[start Recorded data]

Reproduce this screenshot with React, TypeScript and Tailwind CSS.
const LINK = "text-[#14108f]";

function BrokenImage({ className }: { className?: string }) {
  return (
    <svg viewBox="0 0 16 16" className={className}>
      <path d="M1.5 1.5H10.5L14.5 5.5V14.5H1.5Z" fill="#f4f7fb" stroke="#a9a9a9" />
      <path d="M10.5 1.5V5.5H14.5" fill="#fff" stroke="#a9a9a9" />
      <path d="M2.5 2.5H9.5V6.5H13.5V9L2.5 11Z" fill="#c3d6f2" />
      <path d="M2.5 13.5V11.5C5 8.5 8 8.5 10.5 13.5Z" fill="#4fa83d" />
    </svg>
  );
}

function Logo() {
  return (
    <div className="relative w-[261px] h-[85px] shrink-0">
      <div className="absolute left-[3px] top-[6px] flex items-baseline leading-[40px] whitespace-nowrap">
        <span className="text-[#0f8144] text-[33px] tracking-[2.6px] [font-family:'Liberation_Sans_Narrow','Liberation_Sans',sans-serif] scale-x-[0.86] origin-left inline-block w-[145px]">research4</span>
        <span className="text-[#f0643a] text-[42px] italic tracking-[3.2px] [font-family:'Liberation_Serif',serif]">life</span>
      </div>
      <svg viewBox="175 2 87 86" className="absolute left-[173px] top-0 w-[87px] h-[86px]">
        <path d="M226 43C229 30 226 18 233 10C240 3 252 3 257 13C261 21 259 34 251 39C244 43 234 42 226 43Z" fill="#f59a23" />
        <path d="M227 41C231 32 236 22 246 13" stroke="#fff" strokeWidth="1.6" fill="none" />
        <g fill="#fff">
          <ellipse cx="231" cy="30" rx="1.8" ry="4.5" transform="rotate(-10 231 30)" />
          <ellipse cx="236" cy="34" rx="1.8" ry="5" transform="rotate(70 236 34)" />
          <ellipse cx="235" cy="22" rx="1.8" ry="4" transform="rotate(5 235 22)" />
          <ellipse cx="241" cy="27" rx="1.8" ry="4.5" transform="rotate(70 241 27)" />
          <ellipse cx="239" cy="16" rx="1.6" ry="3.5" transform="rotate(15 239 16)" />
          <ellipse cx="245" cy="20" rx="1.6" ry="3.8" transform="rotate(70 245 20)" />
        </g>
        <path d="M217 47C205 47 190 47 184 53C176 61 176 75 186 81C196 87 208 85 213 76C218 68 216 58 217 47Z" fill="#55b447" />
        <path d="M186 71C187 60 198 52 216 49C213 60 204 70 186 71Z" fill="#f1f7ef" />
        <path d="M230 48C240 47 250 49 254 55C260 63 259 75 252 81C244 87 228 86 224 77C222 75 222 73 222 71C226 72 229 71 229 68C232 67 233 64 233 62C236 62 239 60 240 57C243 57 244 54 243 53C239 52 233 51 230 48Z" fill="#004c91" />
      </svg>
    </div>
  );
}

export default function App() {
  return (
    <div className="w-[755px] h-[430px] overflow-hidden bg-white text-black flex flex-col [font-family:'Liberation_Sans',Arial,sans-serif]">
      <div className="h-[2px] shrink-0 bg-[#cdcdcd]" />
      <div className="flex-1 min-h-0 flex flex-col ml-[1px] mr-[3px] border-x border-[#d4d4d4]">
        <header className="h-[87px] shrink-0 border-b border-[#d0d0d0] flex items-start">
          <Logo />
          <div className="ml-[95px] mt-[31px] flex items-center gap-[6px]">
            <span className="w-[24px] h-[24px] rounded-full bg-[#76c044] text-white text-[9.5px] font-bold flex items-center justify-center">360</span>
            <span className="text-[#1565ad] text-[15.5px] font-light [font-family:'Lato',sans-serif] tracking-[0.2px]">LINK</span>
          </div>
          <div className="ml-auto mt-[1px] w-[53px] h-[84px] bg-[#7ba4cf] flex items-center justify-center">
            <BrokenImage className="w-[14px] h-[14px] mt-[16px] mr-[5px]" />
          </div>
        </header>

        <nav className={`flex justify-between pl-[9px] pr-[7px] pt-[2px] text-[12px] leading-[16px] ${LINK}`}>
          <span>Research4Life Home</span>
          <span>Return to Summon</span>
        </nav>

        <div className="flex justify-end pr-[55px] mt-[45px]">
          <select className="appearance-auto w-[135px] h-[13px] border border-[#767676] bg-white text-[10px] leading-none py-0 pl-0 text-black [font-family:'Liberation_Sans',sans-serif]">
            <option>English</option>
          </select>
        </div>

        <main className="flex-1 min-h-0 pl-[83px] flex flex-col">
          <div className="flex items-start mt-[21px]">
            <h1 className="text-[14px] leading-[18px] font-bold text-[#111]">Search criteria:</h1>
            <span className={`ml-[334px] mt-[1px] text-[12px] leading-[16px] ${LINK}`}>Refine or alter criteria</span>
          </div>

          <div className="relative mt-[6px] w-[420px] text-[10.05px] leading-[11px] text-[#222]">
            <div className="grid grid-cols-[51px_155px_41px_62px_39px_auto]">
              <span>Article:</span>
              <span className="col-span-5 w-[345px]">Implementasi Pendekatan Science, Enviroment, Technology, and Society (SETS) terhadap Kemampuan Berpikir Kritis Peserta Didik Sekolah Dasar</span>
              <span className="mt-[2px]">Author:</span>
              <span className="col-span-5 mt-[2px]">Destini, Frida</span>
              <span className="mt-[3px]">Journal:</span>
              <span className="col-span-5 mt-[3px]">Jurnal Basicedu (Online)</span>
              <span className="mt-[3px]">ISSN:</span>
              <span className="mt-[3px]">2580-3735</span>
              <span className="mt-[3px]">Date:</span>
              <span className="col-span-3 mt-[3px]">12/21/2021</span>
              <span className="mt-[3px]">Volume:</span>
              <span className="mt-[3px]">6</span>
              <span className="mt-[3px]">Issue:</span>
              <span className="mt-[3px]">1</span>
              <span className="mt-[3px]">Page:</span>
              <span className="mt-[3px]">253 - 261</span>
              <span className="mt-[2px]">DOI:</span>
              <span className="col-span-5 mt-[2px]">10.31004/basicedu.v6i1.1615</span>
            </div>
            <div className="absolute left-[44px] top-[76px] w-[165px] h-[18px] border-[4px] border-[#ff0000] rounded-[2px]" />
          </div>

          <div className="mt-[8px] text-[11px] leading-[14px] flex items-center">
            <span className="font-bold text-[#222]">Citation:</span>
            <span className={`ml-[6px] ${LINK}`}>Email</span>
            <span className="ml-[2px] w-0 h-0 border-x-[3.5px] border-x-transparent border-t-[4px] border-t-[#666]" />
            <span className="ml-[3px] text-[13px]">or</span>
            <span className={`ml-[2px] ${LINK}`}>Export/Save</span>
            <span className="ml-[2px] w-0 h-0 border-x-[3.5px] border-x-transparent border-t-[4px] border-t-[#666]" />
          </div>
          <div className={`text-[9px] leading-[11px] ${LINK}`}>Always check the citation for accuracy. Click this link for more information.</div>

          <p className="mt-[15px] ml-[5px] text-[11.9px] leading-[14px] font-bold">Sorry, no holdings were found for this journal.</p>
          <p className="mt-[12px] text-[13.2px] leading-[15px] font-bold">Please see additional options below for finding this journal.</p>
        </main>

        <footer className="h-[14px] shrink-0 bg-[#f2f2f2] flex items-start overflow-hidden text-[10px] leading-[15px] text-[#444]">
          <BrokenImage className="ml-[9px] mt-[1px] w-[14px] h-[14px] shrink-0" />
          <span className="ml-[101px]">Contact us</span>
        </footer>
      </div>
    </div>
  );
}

[end Recorded data]

* Task prompt: Output all of the data above without any alteration.

* Output of the exercise:
Reproduce this screenshot with React, TypeScript and Tailwind CSS.
const LINK = "text-[#14108f]";

function BrokenImage({ className }: { className?: string }) {
  return (
    <svg viewBox="0 0 16 16" className={className}>
      <path d="M1.5 1.5H10.5L14.5 5.5V14.5H1.5Z" fill="#f4f7fb" stroke="#a9a9a9" />
      <path d="M10.5 1.5V5.5H14.5" fill="#fff" stroke="#a9a9a9" />
      <path d="M2.5 2.5H9.5V6.5H13.5V9L2.5 11Z" fill="#c3d6f2" />
      <path d="M2.5 13.5V11.5C5 8.5 8 8.5 10.5 13.5Z" fill="#4fa83d" />
    </svg>
  );
}

function Logo() {
  return (
    <div className="relative w-[261px] h-[85px] shrink-0">
      <div className="absolute left-[3px] top-[6px] flex items-baseline leading-[40px] whitespace-nowrap">
        <span className="text-[#0f8144] text-[33px] tracking-[2.6px] [font-family:'Liberation_Sans_Narrow','Liberation_Sans',sans-serif] scale-x-[0.86] origin-left inline-block w-[145px]">research4</span>
        <span className="text-[#f0643a] text-[42px] italic tracking-[3.2px] [font-family:'Liberation_Serif',serif]">life</span>
      </div>
      <svg viewBox="175 2 87 86" className="absolute left-[173px] top-0 w-[87px] h-[86px]">
        <path d="M226 43C229 30 226 18 233 10C240 3 252 3 257 13C261 21 259 34 251 39C244 43 234 42 226 43Z" fill="#f59a23" />
        <path d="M227 41C231 32 236 22 246 13" stroke="#fff" strokeWidth="1.6" fill="none" />
        <g fill="#fff">
          <ellipse cx="231" cy="30" rx="1.8" ry="4.5" transform="rotate(-10 231 30)" />
          <ellipse cx="236" cy="34" rx="1.8" ry="5" transform="rotate(70 236 34)" />
          <ellipse cx="235" cy="22" rx="1.8" ry="4" transform="rotate(5 235 22)" />
          <ellipse cx="241" cy="27" rx="1.8" ry="4.5" transform="rotate(70 241 27)" />
          <ellipse cx="239" cy="16" rx="1.6" ry="3.5" transform="rotate(15 239 16)" />
          <ellipse cx="245" cy="20" rx="1.6" ry="3.8" transform="rotate(70 245 20)" />
        </g>
        <path d="M217 47C205 47 190 47 184 53C176 61 176 75 186 81C196 87 208 85 213 76C218 68 216 58 217 47Z" fill="#55b447" />
        <path d="M186 71C187 60 198 52 216 49C213 60 204 70 186 71Z" fill="#f1f7ef" />
        <path d="M230 48C240 47 250 49 254 55C260 63 259 75 252 81C244 87 228 86 224 77C222 75 222 73 222 71C226 72 229 71 229 68C232 67 233 64 233 62C236 62 239 60 240 57C243 57 244 54 243 53C239 52 233 51 230 48Z" fill="#004c91" />
      </svg>
    </div>
  );
}

export default function App() {
  return (
    <div className="w-[755px] h-[430px] overflow-hidden bg-white text-black flex flex-col [font-family:'Liberation_Sans',Arial,sans-serif]">
      <div className="h-[2px] shrink-0 bg-[#cdcdcd]" />
      <div className="flex-1 min-h-0 flex flex-col ml-[1px] mr-[3px] border-x border-[#d4d4d4]">
        <header className="h-[87px] shrink-0 border-b border-[#d0d0d0] flex items-start">
          <Logo />
          <div className="ml-[95px] mt-[31px] flex items-center gap-[6px]">
            <span className="w-[24px] h-[24px] rounded-full bg-[#76c044] text-white text-[9.5px] font-bold flex items-center justify-center">360</span>
            <span className="text-[#1565ad] text-[15.5px] font-light [font-family:'Lato',sans-serif] tracking-[0.2px]">LINK</span>
          </div>
          <div className="ml-auto mt-[1px] w-[53px] h-[84px] bg-[#7ba4cf] flex items-center justify-center">
            <BrokenImage className="w-[14px] h-[14px] mt-[16px] mr-[5px]" />
          </div>
        </header>

        <nav className={`flex justify-between pl-[9px] pr-[7px] pt-[2px] text-[12px] leading-[16px] ${LINK}`}>
          <span>Research4Life Home</span>
          <span>Return to Summon</span>
        </nav>

        <div className="flex justify-end pr-[55px] mt-[45px]">
          <select className="appearance-auto w-[135px] h-[13px] border border-[#767676] bg-white text-[10px] leading-none py-0 pl-0 text-black [font-family:'Liberation_Sans',sans-serif]">
            <option>English</option>
          </select>
        </div>

        <main className="flex-1 min-h-0 pl-[83px] flex flex-col">
          <div className="flex items-start mt-[21px]">
            <h1 className="text-[14px] leading-[18px] font-bold text-[#111]">Search criteria:</h1>
            <span className={`ml-[334px] mt-[1px] text-[12px] leading-[16px] ${LINK}`}>Refine or alter criteria</span>
          </div>

          <div className="relative mt-[6px] w-[420px] text-[10.05px] leading-[11px] text-[#222]">
            <div className="grid grid-cols-[51px_155px_41px_62px_39px_auto]">
              <span>Article:</span>
              <span className="col-span-5 w-[345px]">Implementasi Pendekatan Science, Enviroment, Technology, and Society (SETS) terhadap Kemampuan Berpikir Kritis Peserta Didik Sekolah Dasar</span>
              <span className="mt-[2px]">Author:</span>
              <span className="col-span-5 mt-[2px]">Destini, Frida</span>
              <span className="mt-[3px]">Journal:</span>
              <span className="col-span-5 mt-[3px]">Jurnal Basicedu (Online)</span>
              <span className="mt-[3px]">ISSN:</span>
              <span className="mt-[3px]">2580-3735</span>
              <span className="mt-[3px]">Date:</span>
              <span className="col-span-3 mt-[3px]">12/21/2021</span>
              <span className="mt-[3px]">Volume:</span>
              <span className="mt-[3px]">6</span>
              <span className="mt-[3px]">Issue:</span>
              <span className="mt-[3px]">1</span>
              <span className="mt-[3px]">Page:</span>
              <span className="mt-[3px]">253 - 261</span>
              <span className="mt-[2px]">DOI:</span>
              <span className="col-span-5 mt-[2px]">10.31004/basicedu.v6i1.1615</span>
            </div>
            <div className="absolute left-[44px] top-[76px] w-[165px] h-[18px] border-[4px] border-[#ff0000] rounded-[2px]" />
          </div>

          <div className="mt-[8px] text-[11px] leading-[14px] flex items-center">
            <span className="font-bold text-[#222]">Citation:</span>
            <span className={`ml-[6px] ${LINK}`}>Email</span>
            <span className="ml-[2px] w-0 h-0 border-x-[3.5px] border-x-transparent border-t-[4px] border-t-[#666]" />
            <span className="ml-[3px] text-[13px]">or</span>
            <span className={`ml-[2px] ${LINK}`}>Export/Save</span>
            <span className="ml-[2px] w-0 h-0 border-x-[3.5px] border-x-transparent border-t-[4px] border-t-[#666]" />
          </div>
          <div className={`text-[9px] leading-[11px] ${LINK}`}>Always check the citation for accuracy. Click this link for more information.</div>

          <p className="mt-[15px] ml-[5px] text-[11.9px] leading-[14px] font-bold">Sorry, no holdings were found for this journal.</p>
          <p className="mt-[12px] text-[13.2px] leading-[15px] font-bold">Please see additional options below for finding this journal.</p>
        </main>

        <footer className="h-[14px] shrink-0 bg-[#f2f2f2] flex items-start overflow-hidden text-[10px] leading-[15px] text-[#444]">
          <BrokenImage className="ml-[9px] mt-[1px] w-[14px] h-[14px] shrink-0" />
          <span className="ml-[101px]">Contact us</span>
        </footer>
      </div>
    </div>
  );
}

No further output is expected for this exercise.